MAGDALEN WONGmmm wow, 2012, color video with sound installation, 2 min 6 sec. Courtesy Osage Gallery, Hong Kong. 

MAGDALEN WONGMilk Splashes (detail), 2012, installation of PVC prints mounted on foamboard. Courtesy Osage Gallery, Hong Kong. 

MAGDALEN WONGFound Landscape, Hong Kong: Milk Chocolate, Coeur de Suisse, 2012, pencil on paper, 23 × 14.5 cm. Courtesy Osage Gallery, Hong Kong. 

A Flight of Fancy

Magdalen Wong

Osage Gallery
Hong Kong

“A Flight of Fancy,” which runs until February 8, is Magdalen Wong’s first solo exhibition with Osage Gallery. Known for her imaginative imagery of the mundane, Wong presents new works that include drawings, photographs, sculptures and video installations. 

Upon entering the space, one is immediately drawn to the video installation mmm wow (2012). Downward facing, propped up televisions are scattered in the center of the gallery, emitting light from the running videos on their screens. The intensity and color of the lights vary from each television set, creating a visual symphony. Not only are the lights reflected off the floor visually alluring, but they also tease one’s curiosity about what is actually playing on the screens as the videos are not directly visible. By taking objects commonly used in everyday life and making them inaccessible, the artist challenges the viewers to find the aesthetic value commonly overlooked in utilitarian forms. 

Wong also arouses a renewed appreciation for the everyday by defamiliarizing signs we see in advertisements or the media. In an adjacent room, the installation Milk Splashes  (2012) continues a motif seen in her 2010 series, “Splash,” for which the artist cut out milk splashes from cereal boxes and then photographed them in various domestic settings. Re-presenting these splashes, commonly seen in stylized ads in a formal art setting, Wong creates an entry point for its new interpretation as an artwork. For this exhibition, photographic images of milk splashes have been magnified and then mounted on pieces of foamboard, which have then been cut out along the contours of the splash. The magnification transforms the image into something unrecognizable and abstract. These free-floating splashes are installed directly on the walls, resembling aggressive brush strokes or growing organic forms. In the center of the room, two pieces of foamboard are propped against one another. Through the three-dimensionality of the construction in addition to its placement upon a pedestal, Wong validates the object by presenting it as a piece of sculpture.

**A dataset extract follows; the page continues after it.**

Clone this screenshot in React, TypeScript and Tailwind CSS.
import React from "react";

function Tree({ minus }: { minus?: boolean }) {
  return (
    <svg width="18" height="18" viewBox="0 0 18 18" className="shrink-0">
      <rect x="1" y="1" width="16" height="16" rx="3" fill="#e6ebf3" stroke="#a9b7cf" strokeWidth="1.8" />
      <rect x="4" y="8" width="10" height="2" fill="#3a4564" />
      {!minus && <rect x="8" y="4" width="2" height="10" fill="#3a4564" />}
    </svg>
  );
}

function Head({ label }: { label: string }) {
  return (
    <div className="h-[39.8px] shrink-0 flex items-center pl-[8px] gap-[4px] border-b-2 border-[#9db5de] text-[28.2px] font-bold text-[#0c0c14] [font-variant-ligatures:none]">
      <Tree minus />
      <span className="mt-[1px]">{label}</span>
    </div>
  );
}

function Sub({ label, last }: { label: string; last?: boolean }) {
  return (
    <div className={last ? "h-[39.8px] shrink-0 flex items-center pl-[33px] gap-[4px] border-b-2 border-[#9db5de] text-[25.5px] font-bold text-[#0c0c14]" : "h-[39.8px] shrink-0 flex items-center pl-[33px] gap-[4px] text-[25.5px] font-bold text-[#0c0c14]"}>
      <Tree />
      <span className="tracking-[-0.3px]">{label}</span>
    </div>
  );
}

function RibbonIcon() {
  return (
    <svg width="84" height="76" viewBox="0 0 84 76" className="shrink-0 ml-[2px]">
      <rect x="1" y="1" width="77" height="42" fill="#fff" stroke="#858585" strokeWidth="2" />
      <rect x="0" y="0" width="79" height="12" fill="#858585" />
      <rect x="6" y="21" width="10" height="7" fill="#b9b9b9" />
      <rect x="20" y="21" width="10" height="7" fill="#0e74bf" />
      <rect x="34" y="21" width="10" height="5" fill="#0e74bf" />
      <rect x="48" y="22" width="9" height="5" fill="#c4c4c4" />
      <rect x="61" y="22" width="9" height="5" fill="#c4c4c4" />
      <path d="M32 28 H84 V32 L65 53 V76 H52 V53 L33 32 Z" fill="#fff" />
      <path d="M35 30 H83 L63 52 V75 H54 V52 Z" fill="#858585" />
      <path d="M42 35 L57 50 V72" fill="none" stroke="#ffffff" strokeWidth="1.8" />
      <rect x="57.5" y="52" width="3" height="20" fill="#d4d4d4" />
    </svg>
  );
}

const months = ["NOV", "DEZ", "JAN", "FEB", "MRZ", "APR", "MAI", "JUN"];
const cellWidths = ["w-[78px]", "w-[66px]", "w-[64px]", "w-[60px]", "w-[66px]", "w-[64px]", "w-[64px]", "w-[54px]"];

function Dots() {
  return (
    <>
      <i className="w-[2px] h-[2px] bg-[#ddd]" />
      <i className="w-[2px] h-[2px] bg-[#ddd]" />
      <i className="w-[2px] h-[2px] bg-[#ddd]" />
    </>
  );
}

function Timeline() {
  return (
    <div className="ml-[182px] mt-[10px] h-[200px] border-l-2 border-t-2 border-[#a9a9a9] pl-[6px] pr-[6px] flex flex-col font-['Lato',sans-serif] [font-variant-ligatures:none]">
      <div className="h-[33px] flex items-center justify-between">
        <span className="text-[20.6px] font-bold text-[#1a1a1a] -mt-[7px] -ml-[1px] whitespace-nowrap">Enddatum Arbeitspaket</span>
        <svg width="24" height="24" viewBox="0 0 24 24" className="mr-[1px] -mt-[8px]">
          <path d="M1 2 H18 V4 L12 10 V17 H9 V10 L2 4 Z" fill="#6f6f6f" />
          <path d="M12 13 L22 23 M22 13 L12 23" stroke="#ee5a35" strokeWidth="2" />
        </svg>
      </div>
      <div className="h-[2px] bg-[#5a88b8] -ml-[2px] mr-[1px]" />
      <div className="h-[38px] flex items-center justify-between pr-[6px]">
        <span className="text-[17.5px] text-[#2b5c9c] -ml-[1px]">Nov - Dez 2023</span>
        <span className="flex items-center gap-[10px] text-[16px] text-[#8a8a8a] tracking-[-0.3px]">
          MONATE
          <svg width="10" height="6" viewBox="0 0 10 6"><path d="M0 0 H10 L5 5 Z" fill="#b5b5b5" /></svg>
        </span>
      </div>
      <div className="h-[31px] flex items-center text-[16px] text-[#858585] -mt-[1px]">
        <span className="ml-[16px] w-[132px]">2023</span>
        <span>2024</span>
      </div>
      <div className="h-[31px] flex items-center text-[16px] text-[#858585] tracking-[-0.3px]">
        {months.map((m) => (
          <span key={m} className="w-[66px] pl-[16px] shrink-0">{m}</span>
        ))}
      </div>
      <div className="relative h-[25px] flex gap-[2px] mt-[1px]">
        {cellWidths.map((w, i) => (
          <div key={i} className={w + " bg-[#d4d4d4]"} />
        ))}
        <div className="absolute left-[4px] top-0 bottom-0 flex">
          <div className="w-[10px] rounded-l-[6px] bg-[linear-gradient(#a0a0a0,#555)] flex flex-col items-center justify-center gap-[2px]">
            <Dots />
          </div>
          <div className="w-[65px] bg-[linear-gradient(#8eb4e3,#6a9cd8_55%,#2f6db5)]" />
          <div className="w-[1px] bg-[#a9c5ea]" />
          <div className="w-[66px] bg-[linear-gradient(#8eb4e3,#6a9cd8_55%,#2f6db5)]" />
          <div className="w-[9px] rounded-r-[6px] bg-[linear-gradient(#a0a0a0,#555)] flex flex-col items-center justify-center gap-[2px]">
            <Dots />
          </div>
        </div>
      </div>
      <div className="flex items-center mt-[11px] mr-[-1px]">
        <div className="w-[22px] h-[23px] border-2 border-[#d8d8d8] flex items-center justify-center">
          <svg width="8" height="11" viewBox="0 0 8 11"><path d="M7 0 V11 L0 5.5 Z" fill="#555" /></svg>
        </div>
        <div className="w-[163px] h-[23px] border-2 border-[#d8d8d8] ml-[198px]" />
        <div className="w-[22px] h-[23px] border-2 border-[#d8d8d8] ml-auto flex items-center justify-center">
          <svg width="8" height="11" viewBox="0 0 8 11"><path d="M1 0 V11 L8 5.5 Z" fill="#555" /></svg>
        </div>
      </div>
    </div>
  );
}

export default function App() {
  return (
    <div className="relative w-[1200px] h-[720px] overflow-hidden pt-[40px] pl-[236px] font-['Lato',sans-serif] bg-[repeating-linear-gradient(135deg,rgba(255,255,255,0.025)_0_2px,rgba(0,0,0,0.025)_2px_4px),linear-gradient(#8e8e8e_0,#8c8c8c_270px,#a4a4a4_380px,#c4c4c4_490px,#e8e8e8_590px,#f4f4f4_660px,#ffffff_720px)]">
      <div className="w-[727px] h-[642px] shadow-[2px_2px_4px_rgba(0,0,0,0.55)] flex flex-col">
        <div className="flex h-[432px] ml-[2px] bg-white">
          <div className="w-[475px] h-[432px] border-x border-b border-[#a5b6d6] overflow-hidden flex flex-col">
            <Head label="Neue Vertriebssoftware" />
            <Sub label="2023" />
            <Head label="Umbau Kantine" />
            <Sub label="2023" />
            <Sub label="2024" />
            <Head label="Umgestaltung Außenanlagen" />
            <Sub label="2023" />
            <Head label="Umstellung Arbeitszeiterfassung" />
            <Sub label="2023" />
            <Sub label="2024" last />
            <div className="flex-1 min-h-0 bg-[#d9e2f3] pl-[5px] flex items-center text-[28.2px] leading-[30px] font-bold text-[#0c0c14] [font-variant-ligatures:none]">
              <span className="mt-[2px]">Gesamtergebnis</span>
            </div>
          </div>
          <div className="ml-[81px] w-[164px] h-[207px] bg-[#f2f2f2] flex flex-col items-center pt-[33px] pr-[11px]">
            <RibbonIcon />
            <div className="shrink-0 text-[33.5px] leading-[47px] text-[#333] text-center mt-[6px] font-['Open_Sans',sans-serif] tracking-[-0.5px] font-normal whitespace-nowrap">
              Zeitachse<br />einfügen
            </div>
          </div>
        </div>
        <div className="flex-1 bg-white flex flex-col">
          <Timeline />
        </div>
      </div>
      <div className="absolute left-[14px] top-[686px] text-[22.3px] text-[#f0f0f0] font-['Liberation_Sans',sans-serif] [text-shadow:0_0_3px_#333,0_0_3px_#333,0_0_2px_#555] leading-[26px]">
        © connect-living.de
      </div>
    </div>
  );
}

This romanticization of the mundane is also seen in her watercolor paintings. Super Strong and Sensitive, Heavy Duty, and Multi Purpose (all 2012) depict the various types of rubber cleaning gloves on the market, as their titles indicate. The works may be read as criticisms of consumer culture. However, the artist states that this is not her intention. The gloves are depicted in elegant, sensual poses, and the paintings are framed with oval paper reminiscent of the frames used in Victorian-style portraiture. The composition of these works encourages the viewer to reimagine those familiar symbols and form new associations with them.

Wong draws inspiration from the things and places around her such as markets, secondhand stores and toy stores, constantly looking for what is beyond the obvious. This creative process is beautifully articulated in her series “Found Landscape, Hong Kong” (2012) of ghostly landscape drawings that contain spaces mysteriously left blank. Only when reading the title of Found Landscape, Hong Kong: Milk Chocolate, Coeur de Suisse (2012) does it become clear that these scenes have been appropriated from various food packaging labels with the actual logo omitted. For the artist, the process of drawing these picturesque landscapes legitimizes these imaginative landscapes as art. Wong once again brings our attention to everyday imagery and transforms them into things that possess unique qualities in themselves.